-- START --

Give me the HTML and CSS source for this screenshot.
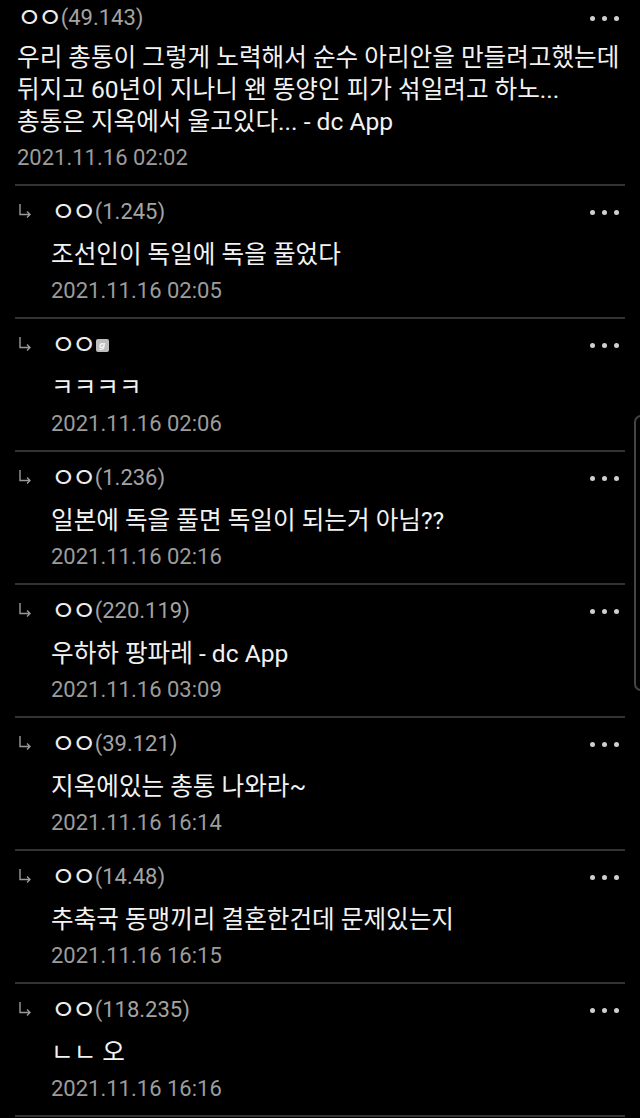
FILE: index.html
```html
<!DOCTYPE html>
<html lang="ko">

<head>
  <meta charset="UTF-8">
  <meta name="viewport" content="width=device-width, initial-scale=1.0">
  <title>댓글</title>

  <link rel="stylesheet" href="styles.css">
</head>

<body>
  <div class="list">
    <div class="cmt first">
      <div class="head">
        <span class="name"><b>ㅇㅇ</b><span class="ip">(49.143)</span></span>
        <span class="more"><i></i><i></i><i></i></span>
      </div>
      <p class="txt">우리 총통이 그렇게 노력해서 순수 아리안을 만들려고했는데<br>뒤지고 60년이 지나니 왠 똥양인 피가 섞일려고 하노...<br>총통은 지옥에서 울고있다... - dc App</p>
      <p class="date">2021.11.16 02:02</p>
    </div>

    <div class="cmt reply">
      <div class="head">
        <span class="arrow"><svg width="14" height="16" viewBox="0 0 14 16"><path d="M2 1v10.5h10M9 8.5l3 3-3 3" fill="none" stroke="#9a9a9a" stroke-width="1.4"/></svg></span>
        <span class="name"><b>ㅇㅇ</b><span class="ip">(1.245)</span></span>
        <span class="more"><i></i><i></i><i></i></span>
      </div>
      <p class="txt">조선인이 독일에 독을 풀었다</p>
      <p class="date">2021.11.16 02:05</p>
    </div>

    <div class="cmt reply">
      <div class="head">
        <span class="arrow"><svg width="14" height="16" viewBox="0 0 14 16"><path d="M2 1v10.5h10M9 8.5l3 3-3 3" fill="none" stroke="#9a9a9a" stroke-width="1.4"/></svg></span>
        <span class="name"><b>ㅇㅇ</b><span class="gon">g</span></span>
        <span class="more"><i></i><i></i><i></i></span>
      </div>
      <p class="txt">ㅋㅋㅋㅋ</p>
      <p class="date">2021.11.16 02:06</p>
    </div>

    <div class="cmt reply">
      <div class="head">
        <span class="arrow"><svg width="14" height="16" viewBox="0 0 14 16"><path d="M2 1v10.5h10M9 8.5l3 3-3 3" fill="none" stroke="#9a9a9a" stroke-width="1.4"/></svg></span>
        <span class="name"><b>ㅇㅇ</b><span class="ip">(1.236)</span></span>
        <span class="more"><i></i><i></i><i></i></span>
      </div>
      <p class="txt">일본에 독을 풀면 독일이 되는거 아님??</p>
      <p class="date">2021.11.16 02:16</p>
    </div>

    <div class="cmt reply">
      <div class="head">
        <span class="arrow"><svg width="14" height="16" viewBox="0 0 14 16"><path d="M2 1v10.5h10M9 8.5l3 3-3 3" fill="none" stroke="#9a9a9a" stroke-width="1.4"/></svg></span>
        <span class="name"><b>ㅇㅇ</b><span class="ip">(220.119)</span></span>
        <span class="more"><i></i><i></i><i></i></span>
      </div>
      <p class="txt">우하하 팡파레 - dc App</p>
      <p class="date">2021.11.16 03:09</p>
    </div>

    <div class="cmt reply">
      <div class="head">
        <span class="arrow"><svg width="14" height="16" viewBox="0 0 14 16"><path d="M2 1v10.5h10M9 8.5l3 3-3 3" fill="none" stroke="#9a9a9a" stroke-width="1.4"/></svg></span>
        <span class="name"><b>ㅇㅇ</b><span class="ip">(39.121)</span></span>
        <span class="more"><i></i><i></i><i></i></span>
      </div>
      <p class="txt">지옥에있는 총통 나와라~</p>
      <p class="date">2021.11.16 16:14</p>
    </div>

    <div class="cmt reply">
      <div class="head">
        <span class="arrow"><svg width="14" height="16" viewBox="0 0 14 16"><path d="M2 1v10.5h10M9 8.5l3 3-3 3" fill="none" stroke="#9a9a9a" stroke-width="1.4"/></svg></span>
        <span class="name"><b>ㅇㅇ</b><span class="ip">(14.48)</span></span>
        <span class="more"><i></i><i></i><i></i></span>
      </div>
      <p class="txt">추축국 동맹끼리 결혼한건데 문제있는지</p>
      <p class="date">2021.11.16 16:15</p>
    </div>

    <div class="cmt reply">
      <div class="head">
        <span class="arrow"><svg width="14" height="16" viewBox="0 0 14 16"><path d="M2 1v10.5h10M9 8.5l3 3-3 3" fill="none" stroke="#9a9a9a" stroke-width="1.4"/></svg></span>
        <span class="name"><b>ㅇㅇ</b><span class="ip">(118.235)</span></span>
        <span class="more"><i></i><i></i><i></i></span>
      </div>
      <p class="txt">ㄴㄴ 오</p>
      <p class="date">2021.11.16 16:16</p>
    </div>
  </div>

  <div class="scroll-bar"></div>
</body>

</html>
```

FILE: styles.css
```css
* {
  margin: 0;
  padding: 0;
  box-sizing: border-box;
}

body {
  width: 640px;
  height: 1118px;
  background: #000;
  overflow: hidden;
  font-family: Roboto, "Noto Sans CJK KR", sans-serif;
  color: #f0f0f0;
  position: relative;
}

.list {
  padding: 0 15px;
}

.cmt {
  padding: 11px 6px 11px 2px;
  border-bottom: 2px solid #333;
}

.cmt.first {
  padding-top: 3px;
}

.head {
  display: flex;
  align-items: center;
  height: 30px;
}

.arrow {
  width: 34px;
  display: flex;
  align-items: center;
  padding-left: 1px;
  padding-bottom: 2px;
}

.name {
  flex: 1;
  display: flex;
  align-items: center;
  font-size: 22px;
  line-height: 30px;
  color: #e6e6e6;
}

.name b {
  font-weight: normal;
  font-size: 27px;
  letter-spacing: -4px;
  margin-right: 2px;
  color: #ededed;
}

.name .ip {
  color: #a4a4a4;
}

.gon {
  width: 13px;
  height: 13px;
  margin-left: 1px;
  border-radius: 2px;
  background: #bdbdbd;
  color: #f4f4f4;
  font-family: "DejaVu Sans", sans-serif;
  font-size: 9px;
  font-style: italic;
  font-weight: bold;
  line-height: 13px;
  text-align: center;
}

.more {
  display: flex;
  gap: 7px;
}

.more i {
  width: 5px;
  height: 5px;
  border-radius: 50%;
  background: #cfcfcf;
}

.txt {
  margin-top: 12px;
  font-size: 24.6px;
  line-height: 32px;
  white-space: nowrap;
  color: #f2f2f2;
}

.cmt.first .txt {
  margin-top: 9px;
}

.date {
  margin-top: 5px;
  font-size: 22px;
  line-height: 30px;
  color: #9c9c9c;
}

.reply .txt,
.reply .date {
  padding-left: 34px;
}

.scroll-bar {
  position: absolute;
  top: 415px;
  left: 634px;
  width: 14px;
  height: 276px;
  border: 2px solid #444;
  border-radius: 8px;
}
```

-- END --

- **What is being asked**
Copy out each line word for word, please, skipping the images.

- **The completed task**
Give me the HTML and CSS source for this screenshot.
FILE: index.html
```html
<!DOCTYPE html>
<html lang="ko">

<head>
  <meta charset="UTF-8">
  <meta name="viewport" content="width=device-width, initial-scale=1.0">
  <title>댓글</title>

  <link rel="stylesheet" href="styles.css">
</head>

<body>
  <div class="list">
    <div class="cmt first">
      <div class="head">
        <span class="name"><b>ㅇㅇ</b><span class="ip">(49.143)</span></span>
        <span class="more"><i></i><i></i><i></i></span>
      </div>
      <p class="txt">우리 총통이 그렇게 노력해서 순수 아리안을 만들려고했는데<br>뒤지고 60년이 지나니 왠 똥양인 피가 섞일려고 하노...<br>총통은 지옥에서 울고있다... - dc App</p>
      <p class="date">2021.11.16 02:02</p>
    </div>

    <div class="cmt reply">
      <div class="head">
        <span class="arrow"><svg width="14" height="16" viewBox="0 0 14 16"><path d="M2 1v10.5h10M9 8.5l3 3-3 3" fill="none" stroke="#9a9a9a" stroke-width="1.4"/></svg></span>
        <span class="name"><b>ㅇㅇ</b><span class="ip">(1.245)</span></span>
        <span class="more"><i></i><i></i><i></i></span>
      </div>
      <p class="txt">조선인이 독일에 독을 풀었다</p>
      <p class="date">2021.11.16 02:05</p>
    </div>

    <div class="cmt reply">
      <div class="head">
        <span class="arrow"><svg width="14" height="16" viewBox="0 0 14 16"><path d="M2 1v10.5h10M9 8.5l3 3-3 3" fill="none" stroke="#9a9a9a" stroke-width="1.4"/></svg></span>
        <span class="name"><b>ㅇㅇ</b><span class="gon">g</span></span>
        <span class="more"><i></i><i></i><i></i></span>
      </div>
      <p class="txt">ㅋㅋㅋㅋ</p>
      <p class="date">2021.11.16 02:06</p>
    </div>

    <div class="cmt reply">
      <div class="head">
        <span class="arrow"><svg width="14" height="16" viewBox="0 0 14 16"><path d="M2 1v10.5h10M9 8.5l3 3-3 3" fill="none" stroke="#9a9a9a" stroke-width="1.4"/></svg></span>
        <span class="name"><b>ㅇㅇ</b><span class="ip">(1.236)</span></span>
        <span class="more"><i></i><i></i><i></i></span>
      </div>
      <p class="txt">일본에 독을 풀면 독일이 되는거 아님??</p>
      <p class="date">2021.11.16 02:16</p>
    </div>

    <div class="cmt reply">
      <div class="head">
        <span class="arrow"><svg width="14" height="16" viewBox="0 0 14 16"><path d="M2 1v10.5h10M9 8.5l3 3-3 3" fill="none" stroke="#9a9a9a" stroke-width="1.4"/></svg></span>
        <span class="name"><b>ㅇㅇ</b><span class="ip">(220.119)</span></span>
        <span class="more"><i></i><i></i><i></i></span>
      </div>
      <p class="txt">우하하 팡파레 - dc App</p>
      <p class="date">2021.11.16 03:09</p>
    </div>

    <div class="cmt reply">
      <div class="head">
        <span class="arrow"><svg width="14" height="16" viewBox="0 0 14 16"><path d="M2 1v10.5h10M9 8.5l3 3-3 3" fill="none" stroke="#9a9a9a" stroke-width="1.4"/></svg></span>
        <span class="name"><b>ㅇㅇ</b><span class="ip">(39.121)</span></span>
        <span class="more"><i></i><i></i><i></i></span>
      </div>
      <p class="txt">지옥에있는 총통 나와라~</p>
      <p class="date">2021.11.16 16:14</p>
    </div>

    <div class="cmt reply">
      <div class="head">
        <span class="arrow"><svg width="14" height="16" viewBox="0 0 14 16"><path d="M2 1v10.5h10M9 8.5l3 3-3 3" fill="none" stroke="#9a9a9a" stroke-width="1.4"/></svg></span>
        <span class="name"><b>ㅇㅇ</b><span class="ip">(14.48)</span></span>
        <span class="more"><i></i><i></i><i></i></span>
      </div>
      <p class="txt">추축국 동맹끼리 결혼한건데 문제있는지</p>
      <p class="date">2021.11.16 16:15</p>
    </div>

    <div class="cmt reply">
      <div class="head">
        <span class="arrow"><svg width="14" height="16" viewBox="0 0 14 16"><path d="M2 1v10.5h10M9 8.5l3 3-3 3" fill="none" stroke="#9a9a9a" stroke-width="1.4"/></svg></span>
        <span class="name"><b>ㅇㅇ</b><span class="ip">(118.235)</span></span>
        <span class="more"><i></i><i></i><i></i></span>
      </div>
      <p class="txt">ㄴㄴ 오</p>
      <p class="date">2021.11.16 16:16</p>
    </div>
  </div>

  <div class="scroll-bar"></div>
</body>

</html>
```

FILE: styles.css
```css
* {
  margin: 0;
  padding: 0;
  box-sizing: border-box;
}

body {
  width: 640px;
  height: 1118px;
  background: #000;
  overflow: hidden;
  font-family: Roboto, "Noto Sans CJK KR", sans-serif;
  color: #f0f0f0;
  position: relative;
}

.list {
  padding: 0 15px;
}

.cmt {
  padding: 11px 6px 11px 2px;
  border-bottom: 2px solid #333;
}

.cmt.first {
  padding-top: 3px;
}

.head {
  display: flex;
  align-items: center;
  height: 30px;
}

.arrow {
  width: 34px;
  display: flex;
  align-items: center;
  padding-left: 1px;
  padding-bottom: 2px;
}

.name {
  flex: 1;
  display: flex;
  align-items: center;
  font-size: 22px;
  line-height: 30px;
  color: #e6e6e6;
}

.name b {
  font-weight: normal;
  font-size: 27px;
  letter-spacing: -4px;
  margin-right: 2px;
  color: #ededed;
}

.name .ip {
  color: #a4a4a4;
}

.gon {
  width: 13px;
  height: 13px;
  margin-left: 1px;
  border-radius: 2px;
  background: #bdbdbd;
  color: #f4f4f4;
  font-family: "DejaVu Sans", sans-serif;
  font-size: 9px;
  font-style: italic;
  font-weight: bold;
  line-height: 13px;
  text-align: center;
}

.more {
  display: flex;
  gap: 7px;
}

.more i {
  width: 5px;
  height: 5px;
  border-radius: 50%;
  background: #cfcfcf;
}

.txt {
  margin-top: 12px;
  font-size: 24.6px;
  line-height: 32px;
  white-space: nowrap;
  color: #f2f2f2;
}

.cmt.first .txt {
  margin-top: 9px;
}

.date {
  margin-top: 5px;
  font-size: 22px;
  line-height: 30px;
  color: #9c9c9c;
}

.reply .txt,
.reply .date {
  padding-left: 34px;
}

.scroll-bar {
  position: absolute;
  top: 415px;
  left: 634px;
  width: 14px;
  height: 276px;
  border: 2px solid #444;
  border-radius: 8px;
}
```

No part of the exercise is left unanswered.